# Pandas

Pandas offers high level data structures like `Series` and `DataFrame` that make data analysis easy in Python. These data structures are built on top of `ndarrays`. Therefore, much of the functionalities are similar between them and you can use same functions on `ndarray`, `Series`, and `DataFrame`.

In [None]:
import numpy as np
import pandas as pd

## Series
A `Series` is a one-dimensional array-like object containing a sequence of values (of similar types to NumPy types) and an associated array of data labels, called its `Index`.

### Series Initialization
By default, `Series` assigns numbers 0 to N-1 as labels for the data.

In [None]:
series1 = pd.Series([1,2,3,4,5])
series1

In [None]:
series1.index

However, we can also assign our own labels.

In [None]:
series2 = pd.Series([12000, 17000, 1100], index=['January', 'February', 'October'])
series2

In [None]:
series2.index

In [None]:
series2.index = ['January', 'March', 'April']
series2

We can also use a dictionary to create a `Series`.

In [None]:
dic = {
    'a': 'Hello',
    'b': 'Pandas',
    'c': 'Series'
}
series3 = pd.Series(dic)
series3

In [None]:
'a' in series3

A `Series` can have a name.

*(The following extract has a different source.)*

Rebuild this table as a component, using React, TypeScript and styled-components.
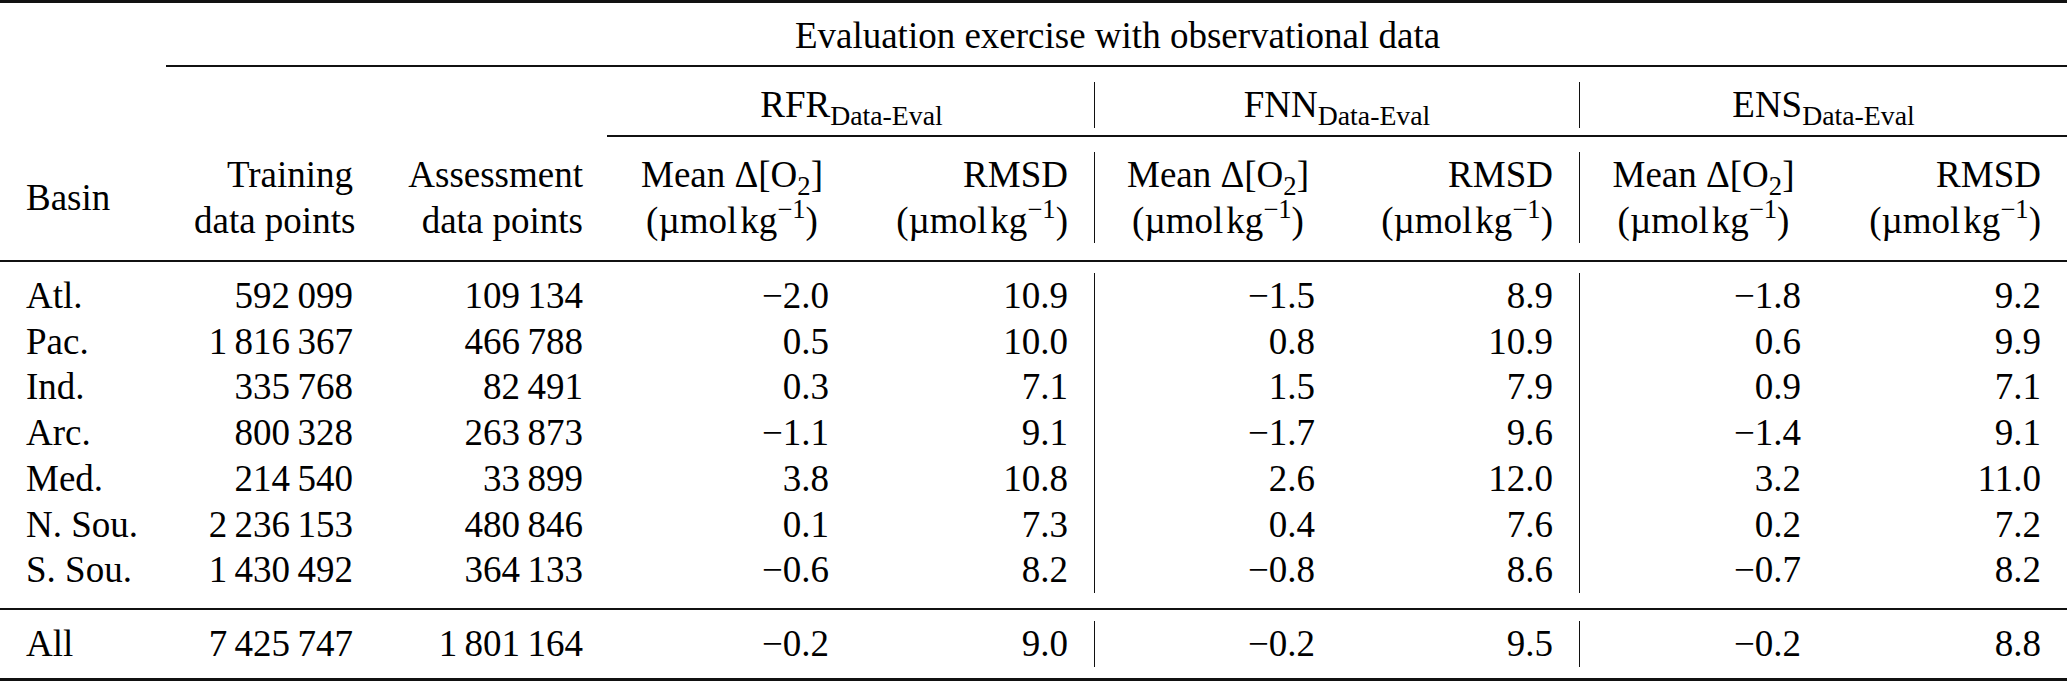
import styled, { createGlobalStyle } from 'styled-components';

const COLS = '168px 211px 230px 246px 239px 247px 238px 248px 240px';
const LINE = 45.7;

const GlobalStyle = createGlobalStyle`
  html, body {
    margin: 0;
    padding: 0;
    background: #ffffff;
  }
  body {
    font-family: "Liberation Serif", "Times New Roman", serif;
    font-size: 37px;
    line-height: ${LINE}px;
    color: #000000;
  }
`;

const Table = styled.div`
  width: 2067px;
`;

const Rule = styled.div<{ $weight: number; $above: number; $below: number; $left?: number }>`
  height: ${(p) => p.$weight}px;
  margin: ${(p) => p.$above}px 0 ${(p) => p.$below}px ${(p) => p.$left ?? 0}px;
  background: #111111;
`;

const Row = styled.div<{ $padBottom?: number }>`
  display: grid;
  grid-template-columns: ${COLS};
  padding-bottom: ${(p) => p.$padBottom ?? 0}px;
`;

const Body = styled.div`
  display: flex;
  flex-direction: column;
`;

const Cell = styled.div<{
  $align?: 'left' | 'right' | 'center';
  $span?: number;
  $rule?: boolean;
  $middle?: boolean;
}>`
  grid-column: span ${(p) => p.$span ?? 1};
  align-self: ${(p) => (p.$middle ? 'center' : 'stretch')};
  padding: 0 26px;
  text-align: ${(p) => p.$align ?? 'right'};
  white-space: nowrap;
  border-left: ${(p) => (p.$rule ? '1.5px solid #111111' : 'none')};
  box-sizing: border-box;
`;

const Sub = styled.span<{ $size?: number }>`
  font-size: ${(p) => p.$size ?? 0.72}em;
  vertical-align: -0.3em;
  line-height: 0;
`;

const Sup = styled.span`
  font-size: 0.72em;
  vertical-align: 0.55em;
  line-height: 0;
`;

const Kg = styled.span`
  margin-left: 3px;
`;

const Unit = () => (
  <>
    (µmol<Kg>kg</Kg>
    <Sup>−1</Sup>)
  </>
);

const MeanHead = () => (
  <>
    Mean Δ[O<Sub $size={0.72}>2</Sub>]
  </>
);

const groups = ['RFR', 'FNN', 'ENS'];

const rows: string[][] = [
  ['Atl.', '592\u2009099', '109\u2009134', '−2.0', '10.9', '−1.5', '8.9', '−1.8', '9.2'],
  ['Pac.', '1\u2009816\u2009367', '466\u2009788', '0.5', '10.0', '0.8', '10.9', '0.6', '9.9'],
  ['Ind.', '335\u2009768', '82\u2009491', '0.3', '7.1', '1.5', '7.9', '0.9', '7.1'],
  ['Arc.', '800\u2009328', '263\u2009873', '−1.1', '9.1', '−1.7', '9.6', '−1.4', '9.1'],
  ['Med.', '214\u2009540', '33\u2009899', '3.8', '10.8', '2.6', '12.0', '3.2', '11.0'],
  ['N. Sou.', '2\u2009236\u2009153', '480\u2009846', '0.1', '7.3', '0.4', '7.6', '0.2', '7.2'],
  ['S. Sou.', '1\u2009430\u2009492', '364\u2009133', '−0.6', '8.2', '−0.8', '8.6', '−0.7', '8.2'],
];

const total = ['All', '7\u2009425\u2009747', '1\u2009801\u2009164', '−0.2', '9.0', '−0.2', '9.5', '−0.2', '8.8'];

// vertical rules sit before the FNN and ENS blocks
const hasRule = (i: number) => i === 5 || i === 7;

const DataRow = ({ values }: { values: string[] }) => (
  <Row>
    {values.map((v, i) => (
      <Cell key={i} $align={i === 0 ? 'left' : 'right'} $rule={hasRule(i)}>
        {v}
      </Cell>
    ))}
  </Row>
);

export default function App() {
  return (
    <Table>
      <GlobalStyle />
      <Rule $weight={3} $above={0} $below={10} />

      <Row>
        <Cell />
        <Cell $span={8} $align="center">
          Evaluation exercise with observational data
        </Cell>
      </Row>

      <Rule $weight={1.5} $above={6.3} $below={15.5} $left={166} />

      <Row>
        <Cell $span={3} />
        {groups.map((g, i) => (
          <Cell key={g} $span={2} $align="center" $rule={i > 0}>
            {g}
            <Sub $size={0.75}>Data-Eval</Sub>
          </Cell>
        ))}
      </Row>

      <Rule $weight={1.5} $above={7.3} $below={15.5} $left={607} />

      <Row $padBottom={2.6}>
        <Cell $align="left" $middle>
          Basin
        </Cell>
        <Cell>
          Training
          <br />
          data points
        </Cell>
        <Cell>
          Assessment
          <br />
          data points
        </Cell>
        {groups.map((g, i) => [
          <Cell key={g + 'm'} $align="center" $rule={i > 0}>
            <MeanHead />
            <br />
            <Unit />
          </Cell>,
          <Cell key={g + 'r'}>
            RMSD
            <br />
            <Unit />
          </Cell>,
        ])}
      </Row>

      <Rule $weight={2} $above={14} $below={11} />

      <Body>
        {rows.map((r) => (
          <DataRow key={r[0]} values={r} />
        ))}
        <Row $padBottom={2}>
          {Array.from({ length: 9 }).map((_, i) => (
            <Cell key={i} $rule={hasRule(i)} />
          ))}
        </Row>
      </Body>

      <Rule $weight={2} $above={13} $below={11} />

      <DataRow values={total} />

      <Rule $weight={3} $above={11.3} $below={0} />
    </Table>
  );
}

So can the the `Index` of the Series.

In [None]:
series3.name = 'Words'
series3.index.name = 'Index'
series3

We can also convert a `Series` into a `ndarray`.

In [None]:
series2.values

### Indexing and Slicing

We can use all the indexing and slicing mechanisms of `Python` and `NumPy`. In addition, we can use the `Index` of a `Series` to index or slice a `Series`.

In [None]:
print(series2)
series2.index

In [None]:
series2['March']

In [None]:
series2[['January', 'March']]

In [None]:
series2['January': 'March']

In [None]:
series2[1]

In [None]:
series2[[0, 1]]

In [None]:
series2[1:]

In [None]:
series2 < 10000

In [None]:
series2[series2 > 10000]

### Null Values

In [None]:
series4 = pd.Series(['Hello', np.nan, 'Pandas', 'Series', np.nan], index=['a', 'x', 'b', 'c', 'd'])
series4

In [None]:
series4.isnull()

In [None]:
series4[series4.isnull()]

In [None]:
series4[series4.isnull()] = 'Missing Value'
series4

## DataFrame

You can think of it like a list of `Series`. This the main data structure for working with tabular data.

In [None]:
dic = {
    'age': [21, 32, 33, 55],
    'height': [1, 6, 7, 3],
    'weight': [12, 34, 45, 67]
}

df = pd.DataFrame(dic)
df

We can access columns of a `DataFrame` by using dictionary like indexing. Notice that the index of the output Series is same as the `DataFrame`.

In [None]:
df.age

In [None]:
df['age']

We can create and delete a new feature using dictionary like style.

In [None]:
df['income'] = [145, 155, 167, 159]
df

In [None]:
del df['height']
df

We can update the value of any specific cell in the `DataFrame`.

In [None]:
df["weight"][1] = 40
df

### Indexing and Slicing

In [None]:
df

In [None]:
df[df['weight'] > 20]

In [None]:
df[(df['age'] >= 20) & (df['age'] <= 35)]

In [None]:
df.loc[(df['age'] >= 20) & (df['age'] <= 35), ['age', 'income']]

In [None]:
df.iloc[0:2, [1, 0]]

In [None]:
df.iloc[0, 1]

## Data Loading

- **`read_csv`**: Loads data from a file or URL using comma as default delimiter. Please read details in [read_csv](https://pandas.pydata.org/pandas-docs/stable/reference/api/pandas.read_csv.html)
- **`read_table`**: Loads data from a file or URL using tab as default delimiter. Please read details in [read_table](https://pandas.pydata.org/pandas-docs/stable/reference/api/pandas.read_table.html)
- **`read_json`**: Reads JSON files. Please read details in [read_json](https://pandas.pydata.org/pandas-docs/stable/reference/api/pandas.read_json.html)
- **`read_excel`**: Reads XLSX files. Please read details in [read_excel](https://pandas.pydata.org/pandas-docs/stable/reference/api/pandas.read_excel.html)
- **`open`**: To open any file using plain Python. Please read details in [Python File IO](https://docs.python.org/3/tutorial/inputoutput.html#reading-and-writing-files)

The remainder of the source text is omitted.